Ayat ini diawali dengan frasa "Wa idz akhadzna mitsaqo banii isrooiila" yang berarti "Dan ingatlah ketika Kami mengambil perjanjian dari Bani Israil." Kata "mitsaq" merujuk pada sebuah janji yang kuat, sebuah ikatan yang sakral. Allah SWT melalui para nabi-Nya, terutama Musa alaihissalam, telah menggariskan serangkaian perintah dan larangan kepada Bani Israil. Perjanjian ini bukan sekadar formalitas, melainkan fondasi utama bagi kehidupan mereka sebagai umat yang beriman dan bertakwa. Perintah pertama dan terpenting yang tercantum dalam perjanjian ini adalah "laa ta'buduuna illallaha," yaitu larangan untuk menyembah selain Allah. Ini adalah inti dari tauhid, pengakuan keesaan Tuhan yang menjadi landasan seluruh ajaran agama samawi. Penekanan pada larangan menyekutukan Allah ini menunjukkan betapa krusialnya konsep tauhid dalam hubungan manusia dengan Sang Pencipta. Selanjutnya, ayat ini merinci kewajiban-kewajiban sosial dan moral yang harus dipenuhi oleh Bani Israil. Perintah untuk berbuat baik kepada orang tua ("bil waalidaini ihsaanan") menegaskan pentingnya penghormatan dan bakti kepada kedua orang tua. Ini adalah perintah yang sangat universal, mengajarkan nilai kasih sayang dan pengabdian dalam keluarga. Kemudian, perintah diperluas kepada kerabat ("dzil qurbaa"), anak yatim ("wal yataamaa"), dan orang miskin ("wal masaakiini"). Hal ini menunjukkan bahwa kebaikan tidak hanya terbatas pada lingkaran keluarga inti, tetapi juga harus meluas kepada anggota masyarakat yang membutuhkan uluran tangan. Islam sangat menekankan kepedulian sosial, dan ayat ini menjadi bukti historisnya. Tak hanya itu, perintah untuk "mengucapkan kata-kata yang baik kepada manusia" ("wa quluu lin naasi husnan") mengandung makna yang sangat luas. Ini mencakup segala bentuk perkataan yang sopan, jujur, membangun, dan tidak menyakiti hati orang lain. Etika komunikasi yang baik adalah cerminan dari akhlak mulia seorang mukmin. Ayat ini juga secara eksplisit memerintahkan untuk "mendirikan salat" ("wa aqiimush sholaata") dan "menunaikan zakat" ("wa aatuz zakaata"). Salat adalah sarana komunikasi langsung antara hamba dengan Tuhannya, sebuah ritual yang membersihkan jiwa dan mendekatkan diri kepada Allah. Zakat, di sisi lain, adalah manifestasi kepedulian sosial dalam bentuk harta, membersihkan kekayaan dan membantu fakir miskin.

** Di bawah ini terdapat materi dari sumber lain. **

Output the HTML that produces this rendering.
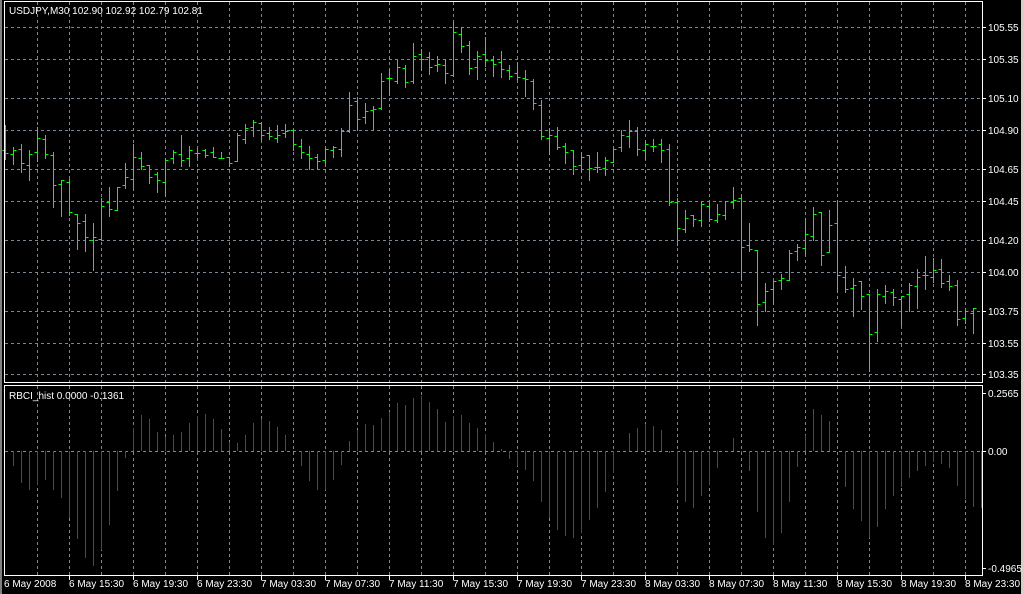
<!DOCTYPE html>
<html><head><meta charset="utf-8"><style>
html,body{margin:0;padding:0;background:#000;width:1024px;height:594px;overflow:hidden}
svg{display:block}
text{font-family:"Liberation Sans",sans-serif;font-size:10px;fill:#fff}
</style></head><body>
<svg id="s" width="1024" height="594" xmlns="http://www.w3.org/2000/svg">
<rect width="1024" height="594" fill="#000"/>
<rect x="0" y="0" width="2" height="594" fill="#808080"/>
<rect x="1021" y="0" width="3" height="594" fill="#d4d0c8"/>
<g id="grid" stroke="#778899" stroke-width="1" stroke-dasharray="3,3" shape-rendering="crispEdges"></g>
<g id="bars" stroke="#00ff00" stroke-width="1" shape-rendering="crispEdges"></g>
<g id="hist" stroke-width="1" shape-rendering="crispEdges"></g>
<g fill="none" stroke="#fff" stroke-width="1" shape-rendering="crispEdges">
<rect x="4.5" y="1.5" width="978" height="381"/>
<rect x="4.5" y="385.5" width="978" height="190"/>
</g>
<text x="9" y="14">USDJPY,M30  102.90 102.92 102.79 102.81</text>
<text x="9" y="399">RBCI_hist 0.0000 -0.1361</text>
<g id="lab"></g>
</svg>
<script>
var NS="http://www.w3.org/2000/svg";
function el(p,t,a,txt){var e=document.createElementNS(NS,t);for(var k in a)e.setAttribute(k,a[k]);if(txt)e.textContent=txt;document.getElementById(p).appendChild(e);}
// vertical grid
for(var x=37;x<982;x+=32){el('grid','line',{x1:x+.5,y1:2,x2:x+.5,y2:382});el('grid','line',{x1:x+.5,y1:386,x2:x+.5,y2:575});}
var ph=[[27,"105.55"],[59,"105.35"],[98,"105.10"],[130,"104.90"],[169,"104.65"],[201,"104.45"],[240,"104.20"],[272,"104.00"],[311,"103.75"],[343,"103.55"],[374,"103.35"]];
ph.forEach(function(p){el('grid','line',{x1:5,y1:p[0]+.5,x2:982,y2:p[0]+.5});el('lab','line',{x1:983,y1:p[0]+.5,x2:986,y2:p[0]+.5,stroke:'#fff'});el('lab','text',{x:988,y:p[0]+4},p[1]);});
el('grid','line',{x1:5,y1:451.5,x2:982,y2:451.5});
[[393,"0.2565"],[451,"0.00"],[568,"-0.4965"]].forEach(function(p){el('lab','line',{x1:983,y1:p[0]+.5,x2:986,y2:p[0]+.5,stroke:'#fff'});el('lab','text',{x:988,y:p[0]+4},p[1]);});
var tl=["6 May 15:30","6 May 19:30","6 May 23:30","7 May 03:30","7 May 07:30","7 May 11:30","7 May 15:30","7 May 19:30","7 May 23:30","8 May 03:30","8 May 07:30","8 May 11:30","8 May 15:30","8 May 19:30","8 May 23:30"];
el('lab','text',{x:4,y:587},"6 May 2008");
tl.forEach(function(t,i){var x=69+64*i;el('lab','line',{x1:x+.5,y1:576,x2:x+.5,y2:580,stroke:'#fff'});el('lab','text',{x:x,y:587},t);});
// price bars x,h,l,o,c
var B=[[5,125,159,150,153],[13,147,164,154,150],[21,144,172,149,163],[29,150,180,165,154],[37,127,161,152,138],[45,135,158,139,154],[53,152,207,155,185],[61,180,216,184,180],[69,179,215,182,212],[77,214,249,214,223],[85,214,251,221,237],[93,223,270,240,237],[101,198,240,239,206],[109,187,216,202,209],[117,187,210,210,187],[125,163,188,185,177],[133,144,189,179,157],[141,152,169,158,166],[149,165,183,165,177],[157,172,192,174,180],[165,158,196,182,160],[173,150,163,158,152],[181,135,166,154,160],[189,146,166,158,150],[197,148,157,153,153],
[205,149,157,150,155],[213,147,157,152,157],[221,152,158,158,158],[229,157,166,157,163],[237,133,161,161,135],[245,124,143,139,128],[253,120,136,127,122],[261,122,140,123,135],[269,127,139,133,136],[277,125,142,138,135],[285,124,137,133,131],[293,129,150,130,144],[301,139,158,146,152],[309,146,169,154,158],[317,154,169,157,161],[325,148,165,160,149],[333,146,157,150,147],[341,128,156,149,131],[349,92,132,131,105],[357,97,129,101,119],[365,103,123,117,111],[373,106,130,110,109],[381,73,109,108,81],[389,69,95,78,78],
[397,60,83,81,67],[405,65,87,68,82],[413,43,83,81,56],[421,49,70,54,59],[429,52,74,57,67],[437,56,71,65,64],[445,59,83,65,73],[453,22,76,75,32],[461,27,52,34,46],[469,41,74,45,68],[477,51,79,67,56],[485,37,66,54,60],[493,56,76,60,64],[501,51,77,62,69],[509,65,79,70,76],[517,62,79,73,77],[525,70,96,78,79],[533,79,109,81,103],[541,100,139,105,136],[549,128,154,138,135],[557,127,149,136,147],[565,143,163,146,152],[573,150,174,150,166],[581,152,172,165,157],
[589,155,180,155,168],[597,152,172,167,167],[605,157,175,168,160],[613,147,162,162,149],[621,130,151,147,135],[629,120,147,136,131],[637,127,155,131,149],[645,140,159,150,144],[653,139,151,146,146],[661,139,162,144,150],[669,144,205,149,202],[677,198,245,202,228],[685,210,232,229,218],[693,215,226,215,219],[701,201,226,220,204],[709,201,221,206,219],[717,204,222,220,214],[725,201,219,215,201],[733,187,208,202,200],[741,195,280,198,247],[749,223,251,245,249],[757,250,325,250,304],[765,283,311,302,291],[773,281,304,289,281],[781,274,289,280,278],
[789,250,280,280,253],[797,244,260,251,247],[805,218,256,248,234],[813,207,240,236,214],[821,212,265,212,255],[829,210,252,252,225],[837,201,292,223,275],[845,266,292,277,289],[853,278,316,288,285],[861,281,309,281,296],[869,294,371,294,334],[877,289,341,332,294],[885,285,303,296,291],[893,289,305,292,297],[901,296,325,299,296],[909,283,311,294,285],[917,269,308,286,277],[925,256,289,275,275],[933,258,282,277,270],[941,259,287,269,283],[949,275,290,281,286],[957,280,325,285,319],[965,308,323,318,311],[973,308,333,313,308]];
B.forEach(function(b){var x=b[0]+.5;el('bars','line',{x1:x,y1:b[1],x2:x,y2:b[2]+1});el('bars','line',{x1:x-3,y1:b[3]+.5,x2:x,y2:b[3]+.5});el('bars','line',{x1:x,y1:b[4]+.5,x2:x+3,y2:b[4]+.5});});
// histogram
var H="466r483r490r485g480g490r498r518r539r558r566r550g525g491g458g428g415g419r432r437r435g432g423g416g414g419r429r442r443r435g423g419g421r427r435r451g466r481r490r490g480g465g441g430g424g425r418g412g403g405r398g396g402r409r422r416g415g423r428r434r442r449r459r466r470r481r502r518r530r536r538r533g520g508g492g473g451g433g428g424g426r430r453r485r502r508r496g485g468g451g438g452r471r512r538r545r533g502g467g435g409g415r421r451r487r509r521r538r527g509g496g487g478g471g466g462g464r468r486r499r507r508r";
var m=H.match(/\d+[rg]/g);
m.forEach(function(s,i){var y=parseInt(s),c=s.slice(-1)=='r'?'#ff0000':'#008000';var x=13+8*i+.5;if(y!=451)el('hist','line',{x1:x,y1:451,x2:x,y2:y,stroke:c});});
</script>
</body></html>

Pengingkaran dan Peringatan

Namun, ayat ini juga menyertakan sebuah peringatan keras: "tsumma tawallaitum illaa qoliilan minkum wa antum mu'ridhuun" yang berarti "Akan tetapi kemudian kamu berpaling, kecuali sebagian kecil dari kamu, dan kamu selalu menjadi orang yang enggan (memperhatikan)." Penggalan ini menggambarkan betapa banyak dari Bani Israil yang gagal memenuhi janji mereka. Mereka berpaling dari ajaran-ajaran yang telah diikrarkan, meskipun ada segelintir individu yang tetap teguh pada pendirian. Sifat "mu'ridhuun" (enggan atau berpaling) ini menjadi sebuah pelajaran penting bagi umat manusia. Seringkali, setelah menerima kebenaran atau membuat sebuah komitmen, godaan duniawi, hawa nafsu, atau kemalasan membuat seseorang mundur atau mengabaikan kewajibannya. Ayat ini mengingatkan kita untuk senantiasa waspada terhadap diri sendiri dan berusaha keras untuk tetap berada di jalan kebenaran, meskipun mayoritas menjauh.

Relevansi Hingga Kini

Meskipun ayat ini ditujukan kepada Bani Israil, maknanya bersifat universal dan relevan bagi seluruh umat manusia, khususnya umat Islam. Perjanjian yang diambil dari Bani Israil pada dasarnya adalah pengulangan dan penegasan dari prinsip-prinsip dasar ajaran Islam. Konsep tauhid, bakti kepada orang tua, kepedulian sosial, etika komunikasi, serta kewajiban salat dan zakat adalah pilar-pilar ajaran Islam yang tidak lekang oleh waktu. Ayat Al-Baqarah 83 menjadi pengingat abadi tentang pentingnya menepati janji, baik janji kepada Allah maupun janji kepada sesama. Ini adalah ajakan untuk merefleksikan diri, apakah kita termasuk orang-orang yang menepati janji dan senantiasa berusaha taat, atau justru termasuk mereka yang berpaling dan mengabaikan amanah. Dengan memahami dan mengamalkan nilai-nilai dalam ayat ini, kita dapat membentuk diri menjadi pribadi yang lebih baik, saleh secara vertikal kepada Allah, dan bermanfaat secara horizontal bagi sesama.